While ostensibly concerned with ensuring the integrity of sport is protected, these agreements also provide a means by which sports controlling bodies can receive a payment in exchange for the use of sporting fixture information by wagering operators. Although most major wagering operators have entered into agreements at a national level with such bodies (notwithstanding the absence of any legal obligation to do so outside Victoria), the negotiating position of the controlling bodies would be enhanced considerably if national legislation existed (or if all States and Territories adopted legislation similar to Victoria). This is likely to be important if sports controlling bodies seek to move away from the current gross profits fee benchmark that they have negotiated at present to a turnover-based fee.
Recent reports have stated that the Federal Sports Minister will be taking these proposals to a IOC seminar in March with the recommendation that similar measures to preserve the integrity of sport should be introduced at the international level
While race fields litigation may be winding down, wagering operators are not showing any signs that they are wary of further court battles. Last year, Sportsbet began proceedings against the State of Victoria over restrictions prohibiting its installation of betting terminals in hotels.

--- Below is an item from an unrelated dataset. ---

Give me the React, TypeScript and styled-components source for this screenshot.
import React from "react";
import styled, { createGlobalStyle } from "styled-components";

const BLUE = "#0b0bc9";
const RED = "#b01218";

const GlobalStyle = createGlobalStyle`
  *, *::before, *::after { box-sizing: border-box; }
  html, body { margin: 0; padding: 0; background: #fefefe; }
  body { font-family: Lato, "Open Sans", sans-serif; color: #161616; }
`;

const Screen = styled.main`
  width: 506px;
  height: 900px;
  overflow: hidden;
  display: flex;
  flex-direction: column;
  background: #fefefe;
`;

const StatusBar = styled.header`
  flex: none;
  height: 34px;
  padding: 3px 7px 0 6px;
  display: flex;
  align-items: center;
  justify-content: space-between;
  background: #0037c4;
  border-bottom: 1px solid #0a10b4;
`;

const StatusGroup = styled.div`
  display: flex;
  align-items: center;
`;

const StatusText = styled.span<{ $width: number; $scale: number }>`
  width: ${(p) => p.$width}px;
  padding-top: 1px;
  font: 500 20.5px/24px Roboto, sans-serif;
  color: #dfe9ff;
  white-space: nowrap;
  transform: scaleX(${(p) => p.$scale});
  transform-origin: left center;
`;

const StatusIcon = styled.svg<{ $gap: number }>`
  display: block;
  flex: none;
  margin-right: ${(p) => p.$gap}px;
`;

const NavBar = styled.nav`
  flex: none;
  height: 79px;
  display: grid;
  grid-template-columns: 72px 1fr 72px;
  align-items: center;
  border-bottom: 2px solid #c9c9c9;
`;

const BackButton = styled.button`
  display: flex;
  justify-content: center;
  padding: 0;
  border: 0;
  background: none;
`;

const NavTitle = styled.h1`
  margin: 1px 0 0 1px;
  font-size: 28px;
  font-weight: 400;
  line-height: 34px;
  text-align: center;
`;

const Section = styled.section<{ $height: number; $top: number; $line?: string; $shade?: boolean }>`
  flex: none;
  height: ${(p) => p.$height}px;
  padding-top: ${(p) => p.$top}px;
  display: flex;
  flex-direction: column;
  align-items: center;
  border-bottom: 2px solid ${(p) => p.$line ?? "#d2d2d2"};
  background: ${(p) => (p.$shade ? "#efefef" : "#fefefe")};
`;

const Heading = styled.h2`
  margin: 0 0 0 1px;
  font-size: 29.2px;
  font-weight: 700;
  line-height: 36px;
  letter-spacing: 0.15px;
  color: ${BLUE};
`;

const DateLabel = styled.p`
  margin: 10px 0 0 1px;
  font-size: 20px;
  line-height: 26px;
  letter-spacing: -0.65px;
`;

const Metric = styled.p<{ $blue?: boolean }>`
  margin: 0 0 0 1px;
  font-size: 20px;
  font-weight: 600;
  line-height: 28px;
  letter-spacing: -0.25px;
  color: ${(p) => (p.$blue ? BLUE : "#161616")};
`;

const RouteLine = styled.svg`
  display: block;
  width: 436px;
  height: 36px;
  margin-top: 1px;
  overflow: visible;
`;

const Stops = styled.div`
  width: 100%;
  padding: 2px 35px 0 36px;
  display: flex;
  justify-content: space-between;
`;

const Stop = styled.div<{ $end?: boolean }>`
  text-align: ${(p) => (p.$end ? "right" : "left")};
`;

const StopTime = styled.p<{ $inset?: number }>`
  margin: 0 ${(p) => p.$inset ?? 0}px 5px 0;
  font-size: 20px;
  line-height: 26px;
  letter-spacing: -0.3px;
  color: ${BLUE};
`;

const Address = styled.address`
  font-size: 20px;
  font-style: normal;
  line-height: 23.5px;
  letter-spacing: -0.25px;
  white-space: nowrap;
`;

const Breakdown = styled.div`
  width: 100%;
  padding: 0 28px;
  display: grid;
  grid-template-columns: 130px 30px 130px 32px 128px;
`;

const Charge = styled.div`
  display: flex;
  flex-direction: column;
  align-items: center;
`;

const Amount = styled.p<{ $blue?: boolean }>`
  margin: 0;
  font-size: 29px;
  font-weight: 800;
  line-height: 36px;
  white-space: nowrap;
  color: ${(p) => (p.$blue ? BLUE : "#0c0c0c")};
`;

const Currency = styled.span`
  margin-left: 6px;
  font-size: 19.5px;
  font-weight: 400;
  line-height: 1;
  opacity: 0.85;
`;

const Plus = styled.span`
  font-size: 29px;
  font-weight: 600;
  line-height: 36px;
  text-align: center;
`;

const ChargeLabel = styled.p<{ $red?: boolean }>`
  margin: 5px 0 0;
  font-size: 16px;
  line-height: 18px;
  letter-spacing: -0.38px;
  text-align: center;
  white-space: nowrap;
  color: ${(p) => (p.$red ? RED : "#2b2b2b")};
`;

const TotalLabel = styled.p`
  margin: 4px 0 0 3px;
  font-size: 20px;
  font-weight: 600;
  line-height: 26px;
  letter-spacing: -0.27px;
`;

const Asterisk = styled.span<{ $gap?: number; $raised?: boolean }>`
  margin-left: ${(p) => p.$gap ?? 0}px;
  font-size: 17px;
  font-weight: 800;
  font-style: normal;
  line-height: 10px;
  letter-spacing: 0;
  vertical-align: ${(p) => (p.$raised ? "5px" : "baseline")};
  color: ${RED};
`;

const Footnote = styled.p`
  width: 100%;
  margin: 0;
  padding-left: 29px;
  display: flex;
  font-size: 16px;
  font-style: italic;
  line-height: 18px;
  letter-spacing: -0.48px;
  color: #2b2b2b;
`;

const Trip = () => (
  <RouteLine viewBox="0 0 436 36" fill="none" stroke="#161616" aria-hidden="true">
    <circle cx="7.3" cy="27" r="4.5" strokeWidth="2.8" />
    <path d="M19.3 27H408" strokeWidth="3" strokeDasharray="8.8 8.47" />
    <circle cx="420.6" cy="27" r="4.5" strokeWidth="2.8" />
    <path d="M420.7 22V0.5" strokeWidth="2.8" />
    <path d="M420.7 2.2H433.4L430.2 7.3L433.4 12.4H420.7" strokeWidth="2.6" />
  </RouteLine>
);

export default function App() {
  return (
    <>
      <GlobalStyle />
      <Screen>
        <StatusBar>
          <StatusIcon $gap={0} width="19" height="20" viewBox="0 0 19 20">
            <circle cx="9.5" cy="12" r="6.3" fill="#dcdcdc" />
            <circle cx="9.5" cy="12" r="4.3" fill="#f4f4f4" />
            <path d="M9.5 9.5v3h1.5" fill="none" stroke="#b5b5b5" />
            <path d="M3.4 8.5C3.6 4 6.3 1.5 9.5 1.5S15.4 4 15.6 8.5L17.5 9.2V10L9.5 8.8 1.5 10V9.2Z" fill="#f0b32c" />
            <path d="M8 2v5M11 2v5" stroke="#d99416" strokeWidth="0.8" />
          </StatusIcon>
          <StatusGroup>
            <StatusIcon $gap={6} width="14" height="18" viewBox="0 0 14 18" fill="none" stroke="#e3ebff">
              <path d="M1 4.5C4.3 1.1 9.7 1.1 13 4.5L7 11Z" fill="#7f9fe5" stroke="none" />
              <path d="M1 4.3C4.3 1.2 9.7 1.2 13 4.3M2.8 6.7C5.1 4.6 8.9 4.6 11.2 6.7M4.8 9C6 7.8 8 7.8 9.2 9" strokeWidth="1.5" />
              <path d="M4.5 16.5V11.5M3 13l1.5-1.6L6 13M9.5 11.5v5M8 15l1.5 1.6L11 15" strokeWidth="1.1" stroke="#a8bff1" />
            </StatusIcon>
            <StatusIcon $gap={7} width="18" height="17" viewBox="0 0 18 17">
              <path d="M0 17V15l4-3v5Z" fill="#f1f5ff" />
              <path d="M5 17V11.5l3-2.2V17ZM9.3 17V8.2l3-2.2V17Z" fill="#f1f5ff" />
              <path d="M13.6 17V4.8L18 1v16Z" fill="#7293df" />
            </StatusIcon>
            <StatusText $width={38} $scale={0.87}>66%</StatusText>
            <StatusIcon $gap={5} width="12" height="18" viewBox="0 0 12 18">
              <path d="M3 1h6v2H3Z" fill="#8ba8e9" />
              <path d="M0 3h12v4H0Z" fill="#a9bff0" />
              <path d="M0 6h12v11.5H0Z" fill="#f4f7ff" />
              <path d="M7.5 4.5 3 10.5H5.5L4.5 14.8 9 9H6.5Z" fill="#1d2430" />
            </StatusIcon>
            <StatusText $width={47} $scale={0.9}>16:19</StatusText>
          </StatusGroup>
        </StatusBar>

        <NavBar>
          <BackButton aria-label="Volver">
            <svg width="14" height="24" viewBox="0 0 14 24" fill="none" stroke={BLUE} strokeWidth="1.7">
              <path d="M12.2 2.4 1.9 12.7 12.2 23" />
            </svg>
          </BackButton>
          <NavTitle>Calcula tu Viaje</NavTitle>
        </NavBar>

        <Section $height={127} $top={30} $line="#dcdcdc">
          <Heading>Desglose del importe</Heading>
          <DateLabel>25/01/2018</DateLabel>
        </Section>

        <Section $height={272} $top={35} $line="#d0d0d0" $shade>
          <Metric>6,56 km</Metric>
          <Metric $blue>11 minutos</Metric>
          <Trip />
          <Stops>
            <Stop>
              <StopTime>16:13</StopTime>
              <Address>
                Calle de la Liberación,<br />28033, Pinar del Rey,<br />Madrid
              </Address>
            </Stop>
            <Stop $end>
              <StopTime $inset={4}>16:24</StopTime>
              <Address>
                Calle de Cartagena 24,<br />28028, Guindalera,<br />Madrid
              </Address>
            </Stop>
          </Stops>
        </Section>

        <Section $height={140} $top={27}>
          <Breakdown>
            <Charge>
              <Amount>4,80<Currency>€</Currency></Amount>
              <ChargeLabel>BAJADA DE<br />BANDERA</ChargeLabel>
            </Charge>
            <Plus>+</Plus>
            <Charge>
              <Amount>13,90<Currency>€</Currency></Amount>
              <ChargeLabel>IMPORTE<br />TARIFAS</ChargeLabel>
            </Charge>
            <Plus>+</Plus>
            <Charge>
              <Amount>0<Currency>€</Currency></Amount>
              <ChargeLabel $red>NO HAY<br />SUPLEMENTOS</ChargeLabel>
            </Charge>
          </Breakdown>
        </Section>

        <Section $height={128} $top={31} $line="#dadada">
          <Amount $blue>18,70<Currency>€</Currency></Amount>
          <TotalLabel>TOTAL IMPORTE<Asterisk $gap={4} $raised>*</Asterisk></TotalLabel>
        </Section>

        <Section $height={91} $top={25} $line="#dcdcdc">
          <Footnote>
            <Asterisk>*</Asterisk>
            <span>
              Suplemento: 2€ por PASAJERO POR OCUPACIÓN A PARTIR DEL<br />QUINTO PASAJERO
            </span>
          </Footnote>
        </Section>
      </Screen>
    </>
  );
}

Retail betting exclusivity has long been the cornerstone of the dominance of totalisators in Australia and, were Sportsbet to be successful, it would result in dramatic change for the industry.
Growth to Continue
While considerable regulatory uncertainty persists, growth is likely to continue in the Australian online gambling market (in both the online wagering and gaming sectors) during 2011.
The assistance of Michael Camilleri, solicitor, of Addisons in the preparation of this article is noted and greatly appreciated
 Special leave has been granted by the High Court in respect of both matters.
 Senator Mark Arbib gave a presentation to a Forum organised by IOC on 4 March 2011.
 A hearing on this issue commences in the Federal Court in Melbourne on 11 April 2011.